- Directed by: Frank Cappello
- Written by: Frank Cappello
- Produced by: Frank Cappello Cami Varela
- Starring: Cami Varela Frank Cappello
- Edited by: Frank Cappello
- Music by: Frank Cappello
- Production company: Indelible Quarks
- Distributed by: Indie Rights
- Release date: 2019;
- Running time: 103 minutes
- Country: United States
- Language: English

= Steele Wool =

Steele Wool is a 2019 American dark comedy thriller film directed by Frank Cappello and starring Cami Varela and Cappello himself.

In the film, a deaf woman kills her abusive husband with her bare hands during a fight between them. She is subsequently hired as a contract killer. She loves her new job, until one of her targets captures her. He tries to test whether he can kill humans through use of sonic weapons.

==Plot==
Tony Steele's deaf ex-girlfriend Daphne Wool kills her abusive husband during a fight before Joey, the hitman hired to kill him, gets a chance to do the job. Joey is impressed by Daphne's ability to kill a man with her bare hands and introduces her to The Boss, who hires her to be a contract killer.

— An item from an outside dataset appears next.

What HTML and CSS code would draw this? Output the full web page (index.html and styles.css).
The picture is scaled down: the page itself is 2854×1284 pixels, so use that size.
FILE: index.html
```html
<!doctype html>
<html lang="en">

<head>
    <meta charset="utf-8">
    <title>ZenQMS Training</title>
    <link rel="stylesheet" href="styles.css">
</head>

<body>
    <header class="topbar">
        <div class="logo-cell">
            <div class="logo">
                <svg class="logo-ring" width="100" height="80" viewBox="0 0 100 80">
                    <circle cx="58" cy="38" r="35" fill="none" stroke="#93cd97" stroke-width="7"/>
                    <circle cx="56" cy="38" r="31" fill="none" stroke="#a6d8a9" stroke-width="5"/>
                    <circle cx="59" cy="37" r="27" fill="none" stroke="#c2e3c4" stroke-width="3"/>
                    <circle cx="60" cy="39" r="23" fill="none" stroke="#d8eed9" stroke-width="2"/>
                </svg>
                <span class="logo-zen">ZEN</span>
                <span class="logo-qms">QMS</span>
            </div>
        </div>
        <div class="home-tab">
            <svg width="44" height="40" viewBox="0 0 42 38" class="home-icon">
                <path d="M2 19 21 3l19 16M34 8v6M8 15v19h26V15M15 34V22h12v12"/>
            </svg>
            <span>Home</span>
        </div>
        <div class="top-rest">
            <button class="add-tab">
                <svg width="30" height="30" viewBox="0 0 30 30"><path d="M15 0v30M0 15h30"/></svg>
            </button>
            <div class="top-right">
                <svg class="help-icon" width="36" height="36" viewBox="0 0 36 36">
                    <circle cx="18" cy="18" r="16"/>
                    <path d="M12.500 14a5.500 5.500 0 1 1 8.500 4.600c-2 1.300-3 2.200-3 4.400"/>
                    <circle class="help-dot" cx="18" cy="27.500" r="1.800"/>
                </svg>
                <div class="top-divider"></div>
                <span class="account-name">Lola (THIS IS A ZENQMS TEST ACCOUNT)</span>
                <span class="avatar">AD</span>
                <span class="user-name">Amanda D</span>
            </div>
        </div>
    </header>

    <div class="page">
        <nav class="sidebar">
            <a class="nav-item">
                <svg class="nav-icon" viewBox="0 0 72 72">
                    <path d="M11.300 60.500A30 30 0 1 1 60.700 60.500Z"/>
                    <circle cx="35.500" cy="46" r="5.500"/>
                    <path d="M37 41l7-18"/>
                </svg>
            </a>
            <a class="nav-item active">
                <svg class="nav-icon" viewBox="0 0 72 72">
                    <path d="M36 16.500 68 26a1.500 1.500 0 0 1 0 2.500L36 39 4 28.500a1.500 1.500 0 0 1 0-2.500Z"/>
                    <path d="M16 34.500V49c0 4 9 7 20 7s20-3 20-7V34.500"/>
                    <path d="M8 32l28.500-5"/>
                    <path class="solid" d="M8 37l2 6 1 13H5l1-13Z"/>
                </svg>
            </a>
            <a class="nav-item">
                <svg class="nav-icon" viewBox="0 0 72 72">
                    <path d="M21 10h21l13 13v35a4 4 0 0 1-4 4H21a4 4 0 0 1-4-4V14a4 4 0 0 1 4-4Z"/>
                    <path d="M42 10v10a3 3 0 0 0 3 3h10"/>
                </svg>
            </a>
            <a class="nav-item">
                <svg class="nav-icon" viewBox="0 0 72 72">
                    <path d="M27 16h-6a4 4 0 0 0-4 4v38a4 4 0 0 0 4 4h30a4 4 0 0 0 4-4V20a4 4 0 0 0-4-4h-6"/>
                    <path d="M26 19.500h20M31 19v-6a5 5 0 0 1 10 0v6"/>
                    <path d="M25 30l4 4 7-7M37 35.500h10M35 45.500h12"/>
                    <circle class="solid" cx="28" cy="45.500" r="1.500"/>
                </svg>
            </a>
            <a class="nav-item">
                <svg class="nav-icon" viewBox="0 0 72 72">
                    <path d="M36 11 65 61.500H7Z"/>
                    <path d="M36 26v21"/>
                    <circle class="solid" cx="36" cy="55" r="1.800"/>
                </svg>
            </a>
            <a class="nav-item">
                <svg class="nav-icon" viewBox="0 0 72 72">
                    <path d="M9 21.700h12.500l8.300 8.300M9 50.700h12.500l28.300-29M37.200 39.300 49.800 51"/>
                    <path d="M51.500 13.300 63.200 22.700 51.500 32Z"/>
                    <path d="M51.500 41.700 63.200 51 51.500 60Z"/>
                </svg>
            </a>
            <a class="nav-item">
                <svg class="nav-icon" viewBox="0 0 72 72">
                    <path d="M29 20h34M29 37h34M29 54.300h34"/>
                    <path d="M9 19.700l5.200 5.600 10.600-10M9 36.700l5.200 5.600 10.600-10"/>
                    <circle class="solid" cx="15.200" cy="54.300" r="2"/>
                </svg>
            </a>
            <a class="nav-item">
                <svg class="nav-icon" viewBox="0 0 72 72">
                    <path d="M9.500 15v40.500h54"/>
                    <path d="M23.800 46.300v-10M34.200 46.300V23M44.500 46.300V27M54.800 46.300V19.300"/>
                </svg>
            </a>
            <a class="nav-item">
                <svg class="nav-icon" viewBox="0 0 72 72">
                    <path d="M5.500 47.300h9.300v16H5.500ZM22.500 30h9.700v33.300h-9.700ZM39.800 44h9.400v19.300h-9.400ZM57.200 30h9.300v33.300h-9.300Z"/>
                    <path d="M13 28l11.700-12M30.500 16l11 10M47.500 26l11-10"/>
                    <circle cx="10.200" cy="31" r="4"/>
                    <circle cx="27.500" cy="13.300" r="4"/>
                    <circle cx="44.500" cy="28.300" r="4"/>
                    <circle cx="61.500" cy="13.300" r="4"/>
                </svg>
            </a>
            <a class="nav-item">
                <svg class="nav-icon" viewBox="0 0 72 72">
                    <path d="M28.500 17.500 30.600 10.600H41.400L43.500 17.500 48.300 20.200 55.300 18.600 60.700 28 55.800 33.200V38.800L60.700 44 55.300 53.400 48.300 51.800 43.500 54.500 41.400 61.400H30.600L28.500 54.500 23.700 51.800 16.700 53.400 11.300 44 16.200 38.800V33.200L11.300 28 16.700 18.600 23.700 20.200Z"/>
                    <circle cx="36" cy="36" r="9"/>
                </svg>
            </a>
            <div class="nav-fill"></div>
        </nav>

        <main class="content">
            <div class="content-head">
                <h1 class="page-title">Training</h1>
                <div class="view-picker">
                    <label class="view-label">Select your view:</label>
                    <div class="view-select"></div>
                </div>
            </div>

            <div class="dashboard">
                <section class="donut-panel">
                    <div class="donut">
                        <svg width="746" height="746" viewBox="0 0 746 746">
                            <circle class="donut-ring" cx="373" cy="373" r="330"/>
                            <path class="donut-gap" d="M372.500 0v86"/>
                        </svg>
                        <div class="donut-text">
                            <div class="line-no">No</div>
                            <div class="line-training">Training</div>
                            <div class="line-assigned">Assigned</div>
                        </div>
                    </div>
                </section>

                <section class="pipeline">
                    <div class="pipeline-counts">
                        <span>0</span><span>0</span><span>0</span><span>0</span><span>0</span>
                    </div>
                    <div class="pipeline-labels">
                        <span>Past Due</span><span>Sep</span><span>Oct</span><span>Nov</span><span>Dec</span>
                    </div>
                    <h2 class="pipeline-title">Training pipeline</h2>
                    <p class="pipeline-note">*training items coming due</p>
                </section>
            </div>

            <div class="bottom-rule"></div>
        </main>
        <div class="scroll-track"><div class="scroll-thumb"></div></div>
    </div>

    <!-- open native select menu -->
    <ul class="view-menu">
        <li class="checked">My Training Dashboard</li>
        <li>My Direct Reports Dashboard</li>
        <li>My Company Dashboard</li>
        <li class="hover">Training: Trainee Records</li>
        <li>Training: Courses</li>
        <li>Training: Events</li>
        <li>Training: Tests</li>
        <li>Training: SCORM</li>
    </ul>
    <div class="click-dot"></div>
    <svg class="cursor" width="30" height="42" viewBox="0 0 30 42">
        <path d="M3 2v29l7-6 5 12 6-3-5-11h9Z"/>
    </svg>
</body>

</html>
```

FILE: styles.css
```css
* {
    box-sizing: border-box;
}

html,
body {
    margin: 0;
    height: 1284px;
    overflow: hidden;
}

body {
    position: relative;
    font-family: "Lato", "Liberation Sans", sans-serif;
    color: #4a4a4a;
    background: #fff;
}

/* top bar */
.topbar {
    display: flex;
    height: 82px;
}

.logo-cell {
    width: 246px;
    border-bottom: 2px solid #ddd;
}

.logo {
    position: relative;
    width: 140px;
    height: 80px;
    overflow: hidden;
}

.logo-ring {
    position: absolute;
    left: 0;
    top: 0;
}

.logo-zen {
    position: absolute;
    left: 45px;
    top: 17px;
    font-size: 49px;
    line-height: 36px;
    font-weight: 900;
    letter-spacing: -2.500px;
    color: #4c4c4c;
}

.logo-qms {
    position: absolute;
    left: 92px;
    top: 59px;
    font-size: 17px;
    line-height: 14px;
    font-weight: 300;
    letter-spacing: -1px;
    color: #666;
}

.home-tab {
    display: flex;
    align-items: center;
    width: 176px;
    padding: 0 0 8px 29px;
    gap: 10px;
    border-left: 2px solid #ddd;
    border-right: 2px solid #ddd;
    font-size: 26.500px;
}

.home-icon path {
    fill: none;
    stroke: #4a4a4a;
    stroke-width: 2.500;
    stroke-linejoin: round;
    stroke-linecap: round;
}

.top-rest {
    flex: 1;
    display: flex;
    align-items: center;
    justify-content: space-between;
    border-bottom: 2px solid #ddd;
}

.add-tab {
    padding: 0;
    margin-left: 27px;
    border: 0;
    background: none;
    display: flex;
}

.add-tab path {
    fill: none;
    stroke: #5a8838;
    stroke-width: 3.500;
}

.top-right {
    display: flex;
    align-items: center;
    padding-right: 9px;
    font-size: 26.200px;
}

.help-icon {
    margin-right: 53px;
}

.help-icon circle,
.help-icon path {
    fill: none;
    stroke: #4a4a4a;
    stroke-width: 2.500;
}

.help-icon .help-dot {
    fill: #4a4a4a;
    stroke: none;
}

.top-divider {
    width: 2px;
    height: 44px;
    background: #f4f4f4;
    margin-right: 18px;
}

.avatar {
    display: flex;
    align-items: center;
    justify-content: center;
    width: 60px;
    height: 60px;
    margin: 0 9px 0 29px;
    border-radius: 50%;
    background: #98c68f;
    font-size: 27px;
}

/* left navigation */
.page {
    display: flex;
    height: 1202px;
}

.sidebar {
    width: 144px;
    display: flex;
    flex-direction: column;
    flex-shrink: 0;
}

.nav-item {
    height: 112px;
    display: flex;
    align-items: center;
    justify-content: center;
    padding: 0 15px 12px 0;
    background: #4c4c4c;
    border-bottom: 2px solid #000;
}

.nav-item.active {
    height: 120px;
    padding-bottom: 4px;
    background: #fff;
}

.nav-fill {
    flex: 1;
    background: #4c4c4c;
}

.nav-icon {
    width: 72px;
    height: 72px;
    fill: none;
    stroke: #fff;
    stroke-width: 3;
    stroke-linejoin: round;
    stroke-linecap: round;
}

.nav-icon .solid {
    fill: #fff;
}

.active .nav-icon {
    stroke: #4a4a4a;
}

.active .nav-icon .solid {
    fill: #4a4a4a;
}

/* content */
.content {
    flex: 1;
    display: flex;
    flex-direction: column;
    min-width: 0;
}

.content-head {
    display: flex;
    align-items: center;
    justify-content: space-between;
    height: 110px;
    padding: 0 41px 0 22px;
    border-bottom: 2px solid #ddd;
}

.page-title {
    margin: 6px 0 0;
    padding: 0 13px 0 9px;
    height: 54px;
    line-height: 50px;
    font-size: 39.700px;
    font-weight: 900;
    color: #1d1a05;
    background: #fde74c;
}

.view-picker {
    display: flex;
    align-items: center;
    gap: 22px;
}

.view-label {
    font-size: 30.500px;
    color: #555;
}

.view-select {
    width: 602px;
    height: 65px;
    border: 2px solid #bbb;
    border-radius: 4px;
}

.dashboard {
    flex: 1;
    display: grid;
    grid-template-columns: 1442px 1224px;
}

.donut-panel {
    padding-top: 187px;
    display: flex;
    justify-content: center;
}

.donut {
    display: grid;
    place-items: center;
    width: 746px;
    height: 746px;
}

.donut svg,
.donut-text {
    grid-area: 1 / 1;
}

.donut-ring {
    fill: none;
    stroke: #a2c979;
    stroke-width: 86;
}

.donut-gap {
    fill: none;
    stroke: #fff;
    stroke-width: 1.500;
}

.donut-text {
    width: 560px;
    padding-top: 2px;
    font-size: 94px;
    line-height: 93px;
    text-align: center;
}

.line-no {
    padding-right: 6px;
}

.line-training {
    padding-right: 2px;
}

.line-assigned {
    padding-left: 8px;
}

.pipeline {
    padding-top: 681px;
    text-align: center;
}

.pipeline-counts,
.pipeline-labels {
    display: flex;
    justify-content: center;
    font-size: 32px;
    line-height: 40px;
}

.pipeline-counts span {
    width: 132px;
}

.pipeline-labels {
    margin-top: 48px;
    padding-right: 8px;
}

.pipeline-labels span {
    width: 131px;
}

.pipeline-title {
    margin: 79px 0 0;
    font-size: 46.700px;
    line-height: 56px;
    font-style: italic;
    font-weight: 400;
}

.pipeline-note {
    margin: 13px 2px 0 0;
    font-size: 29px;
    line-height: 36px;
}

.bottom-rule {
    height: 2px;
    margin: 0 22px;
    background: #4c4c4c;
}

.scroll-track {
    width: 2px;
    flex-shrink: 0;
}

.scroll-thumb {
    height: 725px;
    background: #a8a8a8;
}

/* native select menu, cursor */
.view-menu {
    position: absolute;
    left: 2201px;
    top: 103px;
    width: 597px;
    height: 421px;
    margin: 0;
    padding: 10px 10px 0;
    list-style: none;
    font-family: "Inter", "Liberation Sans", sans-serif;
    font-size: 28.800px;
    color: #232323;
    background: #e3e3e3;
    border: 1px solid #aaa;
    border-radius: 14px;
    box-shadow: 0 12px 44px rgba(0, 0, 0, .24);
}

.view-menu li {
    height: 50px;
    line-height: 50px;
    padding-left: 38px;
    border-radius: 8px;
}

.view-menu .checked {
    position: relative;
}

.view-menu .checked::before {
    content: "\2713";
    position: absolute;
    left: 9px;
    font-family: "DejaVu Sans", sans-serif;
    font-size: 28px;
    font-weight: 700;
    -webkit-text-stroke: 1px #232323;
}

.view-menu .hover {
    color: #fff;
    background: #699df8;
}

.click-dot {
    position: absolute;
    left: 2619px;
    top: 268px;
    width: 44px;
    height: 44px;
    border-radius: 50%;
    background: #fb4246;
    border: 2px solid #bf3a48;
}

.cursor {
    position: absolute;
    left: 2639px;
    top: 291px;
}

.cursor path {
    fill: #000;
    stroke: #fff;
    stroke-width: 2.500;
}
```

Daphne's first task is to pose as a real estate agent to kill a prospective buyer, but the house is unfurnished and empty of any tools for her to use to carry out the job. She uses all he has, a paper clip, by straightening it and putting it in the target's drink so that he chokes on it and dies.

Daphne is thrilled by her new profession that gives her a sense of adventure, but one of her targets captures her and Tony and tests the lethal capability of sound waves on them. Joey arrives and helps them escape together with the dog of one of the target's previous victims.

==Cast==

- Cami Varela as Daphne Wool
- Frank Cappello as Tony Steele
- Nicholas Ontiveros as Moses
- Arina Manta as Ileana
- Danny Yang as Joey
- Sean Jacoby as Jacob
- Stefan Pommepuy as Raymond Armel
- Jamison Jones as The Boss
- Johnny Cicco as Vincent McCabe
- Daniel Blake as Groom
- Seriina Covarrubias as Girl with Dog
- Marieh Delfino as Seana Armel
- Howie Gold as Harvey
- Cameron Gray as Valentino
- Gabriella Korte as Bride
- Daniel Kotto as Best Man
- Jude Leepson as Jude Armel
- Elyse Mirto as Sharen DeVanue
- RJ Moten as Camera Techie
- Keith Moua as Chief Techie
- Blayke Rifley as Bridesmaid
- Rachel Seiferth as Edith
- Rob Simone as Jim
- Danny Yang as Joey

==Reception==
Reviewer Jim McLennan of girlswithguns.org gave the film a rating of 3 out of 5 stars, writing, "Daphne is played gloriously against all the tropes of the female assassin: it’s no coincidence her most effective undercover disguise is an estate agent. Add to this, Varela is deaf: this element affects, yet does not define, her character and that’s exactly the way disability should be portrayed. It is even worked nicely in to the plot, with one of McCabe’s weapons in development being a sonic cannon. However, I’d like to have seen more of her in action; perhaps for budgetary reasons, this is limited, or perhaps Cappello just wasn’t interested in that aspect."

Reviewer Alan Ng of filmthreat.com wrote, "When a story lays tonally flat, it’s challenging to engage and connect with the audience. If the stakes were higher, we’d root for the protagonist. If the jokes where funnier, we’d wait for the next one. If the drama were grounded, then we can connect with the character’s plight. It’s not to say there weren’t moments. There is a moment of connection when Daphne executes her first kill, but it’s just not enough. Engage and connect with the audience." He concluded, "Overall, Steele Wool tells a solid story, with heart, and mild laughs, but it really needed a moment to burst out with a ball of energy from somewhere to shake up its mild tone."

Reviewer Richard Propes of theindependentcritic.com wrote, "I'd be remiss if not giving Cappello and Varela much respect for the film's authentic representation and for sticking a middle finger up at anything resembling the usual inspiration porn disability stereotypes. Instead, Varela's Daphne is a badass with a heart who's also deaf and who also uses a cochlear implant throughout the course of the film."